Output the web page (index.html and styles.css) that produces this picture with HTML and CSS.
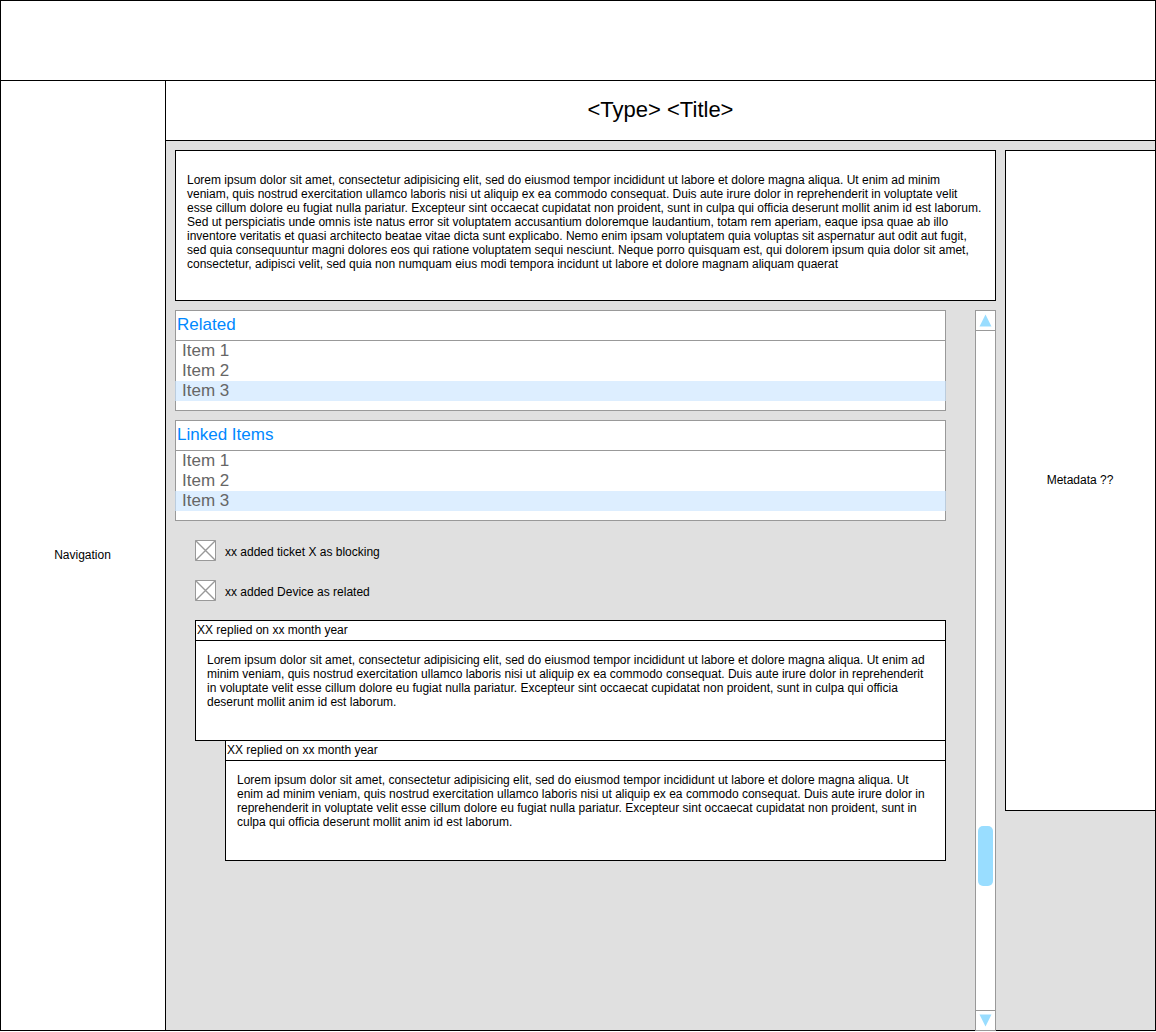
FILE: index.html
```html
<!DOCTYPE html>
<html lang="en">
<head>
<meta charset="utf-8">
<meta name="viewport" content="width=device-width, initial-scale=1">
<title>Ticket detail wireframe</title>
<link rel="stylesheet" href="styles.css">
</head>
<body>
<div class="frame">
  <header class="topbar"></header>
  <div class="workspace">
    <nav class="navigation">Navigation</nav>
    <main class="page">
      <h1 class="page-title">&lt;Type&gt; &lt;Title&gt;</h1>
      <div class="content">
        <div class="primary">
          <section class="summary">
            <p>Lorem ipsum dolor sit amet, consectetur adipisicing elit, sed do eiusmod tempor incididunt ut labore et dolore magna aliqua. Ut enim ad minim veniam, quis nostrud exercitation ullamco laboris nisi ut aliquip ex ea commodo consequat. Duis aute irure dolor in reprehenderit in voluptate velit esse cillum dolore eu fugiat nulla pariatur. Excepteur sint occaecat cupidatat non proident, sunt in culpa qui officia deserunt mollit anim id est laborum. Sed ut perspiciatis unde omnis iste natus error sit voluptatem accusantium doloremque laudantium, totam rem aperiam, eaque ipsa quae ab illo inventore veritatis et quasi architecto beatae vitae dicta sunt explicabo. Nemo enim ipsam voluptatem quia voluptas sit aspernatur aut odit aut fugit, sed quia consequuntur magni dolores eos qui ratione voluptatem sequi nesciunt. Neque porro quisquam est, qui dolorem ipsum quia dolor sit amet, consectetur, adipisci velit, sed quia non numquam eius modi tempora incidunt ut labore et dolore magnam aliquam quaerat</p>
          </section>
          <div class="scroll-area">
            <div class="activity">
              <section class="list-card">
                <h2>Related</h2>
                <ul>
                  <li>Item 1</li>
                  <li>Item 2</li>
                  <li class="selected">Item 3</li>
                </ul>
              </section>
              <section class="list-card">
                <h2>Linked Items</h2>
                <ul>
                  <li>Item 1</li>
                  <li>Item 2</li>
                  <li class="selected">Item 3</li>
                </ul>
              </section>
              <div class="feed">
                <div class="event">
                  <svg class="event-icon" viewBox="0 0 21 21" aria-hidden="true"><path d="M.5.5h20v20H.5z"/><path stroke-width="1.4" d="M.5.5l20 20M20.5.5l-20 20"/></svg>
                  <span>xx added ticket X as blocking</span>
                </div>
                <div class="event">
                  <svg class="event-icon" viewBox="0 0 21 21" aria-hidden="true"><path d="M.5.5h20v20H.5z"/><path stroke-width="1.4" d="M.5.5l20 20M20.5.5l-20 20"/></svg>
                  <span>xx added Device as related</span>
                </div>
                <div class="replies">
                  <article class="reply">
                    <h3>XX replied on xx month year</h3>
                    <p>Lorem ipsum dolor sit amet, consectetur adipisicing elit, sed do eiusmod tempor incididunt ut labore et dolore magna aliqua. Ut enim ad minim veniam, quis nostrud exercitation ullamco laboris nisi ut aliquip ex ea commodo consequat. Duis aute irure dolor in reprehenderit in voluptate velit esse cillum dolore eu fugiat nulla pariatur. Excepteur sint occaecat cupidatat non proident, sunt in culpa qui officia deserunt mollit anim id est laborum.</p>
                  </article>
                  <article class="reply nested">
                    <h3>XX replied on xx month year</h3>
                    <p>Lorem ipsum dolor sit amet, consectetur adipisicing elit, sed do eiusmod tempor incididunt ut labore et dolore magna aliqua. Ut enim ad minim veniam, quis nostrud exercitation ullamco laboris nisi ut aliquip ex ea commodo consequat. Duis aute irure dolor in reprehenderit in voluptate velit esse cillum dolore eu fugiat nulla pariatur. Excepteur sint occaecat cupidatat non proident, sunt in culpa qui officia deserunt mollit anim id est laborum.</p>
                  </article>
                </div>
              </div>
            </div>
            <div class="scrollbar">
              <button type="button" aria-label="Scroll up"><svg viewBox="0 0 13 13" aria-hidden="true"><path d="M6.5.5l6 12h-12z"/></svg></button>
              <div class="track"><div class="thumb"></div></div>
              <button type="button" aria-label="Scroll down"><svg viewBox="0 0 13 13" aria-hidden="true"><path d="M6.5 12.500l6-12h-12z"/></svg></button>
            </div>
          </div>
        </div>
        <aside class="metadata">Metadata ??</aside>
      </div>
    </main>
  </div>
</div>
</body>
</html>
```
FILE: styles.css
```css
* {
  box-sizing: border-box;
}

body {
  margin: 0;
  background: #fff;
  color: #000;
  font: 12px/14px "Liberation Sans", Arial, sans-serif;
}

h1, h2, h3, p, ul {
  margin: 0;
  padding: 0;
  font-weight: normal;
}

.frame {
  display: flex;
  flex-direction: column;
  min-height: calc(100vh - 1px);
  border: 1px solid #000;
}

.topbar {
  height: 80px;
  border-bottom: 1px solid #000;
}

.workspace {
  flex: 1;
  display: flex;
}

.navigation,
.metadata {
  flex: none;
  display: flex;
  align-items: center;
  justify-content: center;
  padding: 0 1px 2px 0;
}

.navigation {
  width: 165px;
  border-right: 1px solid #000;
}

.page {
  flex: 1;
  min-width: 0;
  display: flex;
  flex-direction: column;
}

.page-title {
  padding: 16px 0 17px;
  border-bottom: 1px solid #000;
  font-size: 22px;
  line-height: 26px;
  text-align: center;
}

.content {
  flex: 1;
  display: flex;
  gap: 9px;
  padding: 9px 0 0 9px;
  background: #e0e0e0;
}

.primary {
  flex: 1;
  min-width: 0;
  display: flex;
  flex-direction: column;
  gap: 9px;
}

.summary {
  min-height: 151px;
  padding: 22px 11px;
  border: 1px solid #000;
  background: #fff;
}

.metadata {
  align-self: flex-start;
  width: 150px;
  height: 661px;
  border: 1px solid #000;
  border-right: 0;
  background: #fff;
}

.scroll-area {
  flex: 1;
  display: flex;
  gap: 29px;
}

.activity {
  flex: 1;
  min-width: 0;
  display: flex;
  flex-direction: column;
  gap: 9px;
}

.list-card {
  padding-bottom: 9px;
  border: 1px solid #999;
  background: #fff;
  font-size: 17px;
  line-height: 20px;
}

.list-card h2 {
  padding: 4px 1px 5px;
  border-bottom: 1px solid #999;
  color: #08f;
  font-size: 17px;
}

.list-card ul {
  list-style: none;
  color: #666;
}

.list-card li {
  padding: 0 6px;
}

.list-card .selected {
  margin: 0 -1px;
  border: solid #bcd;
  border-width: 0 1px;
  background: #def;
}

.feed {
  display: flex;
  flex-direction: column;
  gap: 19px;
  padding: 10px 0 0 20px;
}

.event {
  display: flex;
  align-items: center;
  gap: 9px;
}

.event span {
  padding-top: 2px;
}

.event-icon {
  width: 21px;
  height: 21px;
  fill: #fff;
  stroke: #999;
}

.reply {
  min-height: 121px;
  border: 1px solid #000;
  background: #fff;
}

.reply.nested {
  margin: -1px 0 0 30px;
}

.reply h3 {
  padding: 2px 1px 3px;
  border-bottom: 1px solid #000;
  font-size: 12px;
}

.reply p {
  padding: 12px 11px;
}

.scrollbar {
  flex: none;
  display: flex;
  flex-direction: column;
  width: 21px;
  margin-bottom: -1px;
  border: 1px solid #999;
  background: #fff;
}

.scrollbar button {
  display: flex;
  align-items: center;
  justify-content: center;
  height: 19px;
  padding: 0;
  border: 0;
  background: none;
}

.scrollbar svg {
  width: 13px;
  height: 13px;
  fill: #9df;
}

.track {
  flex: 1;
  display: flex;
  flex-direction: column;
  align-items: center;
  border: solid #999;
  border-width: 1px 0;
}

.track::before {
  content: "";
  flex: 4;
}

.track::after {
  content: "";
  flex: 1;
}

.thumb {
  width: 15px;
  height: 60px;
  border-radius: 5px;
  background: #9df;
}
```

(Short task) From the material above, copy everything exactly but the pictures.

(Result)
Output the web page (index.html and styles.css) that produces this picture with HTML and CSS.
FILE: index.html
```html
<!DOCTYPE html>
<html lang="en">
<head>
<meta charset="utf-8">
<meta name="viewport" content="width=device-width, initial-scale=1">
<title>Ticket detail wireframe</title>
<link rel="stylesheet" href="styles.css">
</head>
<body>
<div class="frame">
  <header class="topbar"></header>
  <div class="workspace">
    <nav class="navigation">Navigation</nav>
    <main class="page">
      <h1 class="page-title">&lt;Type&gt; &lt;Title&gt;</h1>
      <div class="content">
        <div class="primary">
          <section class="summary">
            <p>Lorem ipsum dolor sit amet, consectetur adipisicing elit, sed do eiusmod tempor incididunt ut labore et dolore magna aliqua. Ut enim ad minim veniam, quis nostrud exercitation ullamco laboris nisi ut aliquip ex ea commodo consequat. Duis aute irure dolor in reprehenderit in voluptate velit esse cillum dolore eu fugiat nulla pariatur. Excepteur sint occaecat cupidatat non proident, sunt in culpa qui officia deserunt mollit anim id est laborum. Sed ut perspiciatis unde omnis iste natus error sit voluptatem accusantium doloremque laudantium, totam rem aperiam, eaque ipsa quae ab illo inventore veritatis et quasi architecto beatae vitae dicta sunt explicabo. Nemo enim ipsam voluptatem quia voluptas sit aspernatur aut odit aut fugit, sed quia consequuntur magni dolores eos qui ratione voluptatem sequi nesciunt. Neque porro quisquam est, qui dolorem ipsum quia dolor sit amet, consectetur, adipisci velit, sed quia non numquam eius modi tempora incidunt ut labore et dolore magnam aliquam quaerat</p>
          </section>
          <div class="scroll-area">
            <div class="activity">
              <section class="list-card">
                <h2>Related</h2>
                <ul>
                  <li>Item 1</li>
                  <li>Item 2</li>
                  <li class="selected">Item 3</li>
                </ul>
              </section>
              <section class="list-card">
                <h2>Linked Items</h2>
                <ul>
                  <li>Item 1</li>
                  <li>Item 2</li>
                  <li class="selected">Item 3</li>
                </ul>
              </section>
              <div class="feed">
                <div class="event">
                  <svg class="event-icon" viewBox="0 0 21 21" aria-hidden="true"><path d="M.5.5h20v20H.5z"/><path stroke-width="1.4" d="M.5.5l20 20M20.5.5l-20 20"/></svg>
                  <span>xx added ticket X as blocking</span>
                </div>
                <div class="event">
                  <svg class="event-icon" viewBox="0 0 21 21" aria-hidden="true"><path d="M.5.5h20v20H.5z"/><path stroke-width="1.4" d="M.5.5l20 20M20.5.5l-20 20"/></svg>
                  <span>xx added Device as related</span>
                </div>
                <div class="replies">
                  <article class="reply">
                    <h3>XX replied on xx month year</h3>
                    <p>Lorem ipsum dolor sit amet, consectetur adipisicing elit, sed do eiusmod tempor incididunt ut labore et dolore magna aliqua. Ut enim ad minim veniam, quis nostrud exercitation ullamco laboris nisi ut aliquip ex ea commodo consequat. Duis aute irure dolor in reprehenderit in voluptate velit esse cillum dolore eu fugiat nulla pariatur. Excepteur sint occaecat cupidatat non proident, sunt in culpa qui officia deserunt mollit anim id est laborum.</p>
                  </article>
                  <article class="reply nested">
                    <h3>XX replied on xx month year</h3>
                    <p>Lorem ipsum dolor sit amet, consectetur adipisicing elit, sed do eiusmod tempor incididunt ut labore et dolore magna aliqua. Ut enim ad minim veniam, quis nostrud exercitation ullamco laboris nisi ut aliquip ex ea commodo consequat. Duis aute irure dolor in reprehenderit in voluptate velit esse cillum dolore eu fugiat nulla pariatur. Excepteur sint occaecat cupidatat non proident, sunt in culpa qui officia deserunt mollit anim id est laborum.</p>
                  </article>
                </div>
              </div>
            </div>
            <div class="scrollbar">
              <button type="button" aria-label="Scroll up"><svg viewBox="0 0 13 13" aria-hidden="true"><path d="M6.5.5l6 12h-12z"/></svg></button>
              <div class="track"><div class="thumb"></div></div>
              <button type="button" aria-label="Scroll down"><svg viewBox="0 0 13 13" aria-hidden="true"><path d="M6.5 12.500l6-12h-12z"/></svg></button>
            </div>
          </div>
        </div>
        <aside class="metadata">Metadata ??</aside>
      </div>
    </main>
  </div>
</div>
</body>
</html>
```
FILE: styles.css
```css
* {
  box-sizing: border-box;
}

body {
  margin: 0;
  background: #fff;
  color: #000;
  font: 12px/14px "Liberation Sans", Arial, sans-serif;
}

h1, h2, h3, p, ul {
  margin: 0;
  padding: 0;
  font-weight: normal;
}

.frame {
  display: flex;
  flex-direction: column;
  min-height: calc(100vh - 1px);
  border: 1px solid #000;
}

.topbar {
  height: 80px;
  border-bottom: 1px solid #000;
}

.workspace {
  flex: 1;
  display: flex;
}

.navigation,
.metadata {
  flex: none;
  display: flex;
  align-items: center;
  justify-content: center;
  padding: 0 1px 2px 0;
}

.navigation {
  width: 165px;
  border-right: 1px solid #000;
}

.page {
  flex: 1;
  min-width: 0;
  display: flex;
  flex-direction: column;
}

.page-title {
  padding: 16px 0 17px;
  border-bottom: 1px solid #000;
  font-size: 22px;
  line-height: 26px;
  text-align: center;
}

.content {
  flex: 1;
  display: flex;
  gap: 9px;
  padding: 9px 0 0 9px;
  background: #e0e0e0;
}

.primary {
  flex: 1;
  min-width: 0;
  display: flex;
  flex-direction: column;
  gap: 9px;
}

.summary {
  min-height: 151px;
  padding: 22px 11px;
  border: 1px solid #000;
  background: #fff;
}

.metadata {
  align-self: flex-start;
  width: 150px;
  height: 661px;
  border: 1px solid #000;
  border-right: 0;
  background: #fff;
}

.scroll-area {
  flex: 1;
  display: flex;
  gap: 29px;
}

.activity {
  flex: 1;
  min-width: 0;
  display: flex;
  flex-direction: column;
  gap: 9px;
}

.list-card {
  padding-bottom: 9px;
  border: 1px solid #999;
  background: #fff;
  font-size: 17px;
  line-height: 20px;
}

.list-card h2 {
  padding: 4px 1px 5px;
  border-bottom: 1px solid #999;
  color: #08f;
  font-size: 17px;
}

.list-card ul {
  list-style: none;
  color: #666;
}

.list-card li {
  padding: 0 6px;
}

.list-card .selected {
  margin: 0 -1px;
  border: solid #bcd;
  border-width: 0 1px;
  background: #def;
}

.feed {
  display: flex;
  flex-direction: column;
  gap: 19px;
  padding: 10px 0 0 20px;
}

.event {
  display: flex;
  align-items: center;
  gap: 9px;
}

.event span {
  padding-top: 2px;
}

.event-icon {
  width: 21px;
  height: 21px;
  fill: #fff;
  stroke: #999;
}

.reply {
  min-height: 121px;
  border: 1px solid #000;
  background: #fff;
}

.reply.nested {
  margin: -1px 0 0 30px;
}

.reply h3 {
  padding: 2px 1px 3px;
  border-bottom: 1px solid #000;
  font-size: 12px;
}

.reply p {
  padding: 12px 11px;
}

.scrollbar {
  flex: none;
  display: flex;
  flex-direction: column;
  width: 21px;
  margin-bottom: -1px;
  border: 1px solid #999;
  background: #fff;
}

.scrollbar button {
  display: flex;
  align-items: center;
  justify-content: center;
  height: 19px;
  padding: 0;
  border: 0;
  background: none;
}

.scrollbar svg {
  width: 13px;
  height: 13px;
  fill: #9df;
}

.track {
  flex: 1;
  display: flex;
  flex-direction: column;
  align-items: center;
  border: solid #999;
  border-width: 1px 0;
}

.track::before {
  content: "";
  flex: 4;
}

.track::after {
  content: "";
  flex: 1;
}

.thumb {
  width: 15px;
  height: 60px;
  border-radius: 5px;
  background: #9df;
}
```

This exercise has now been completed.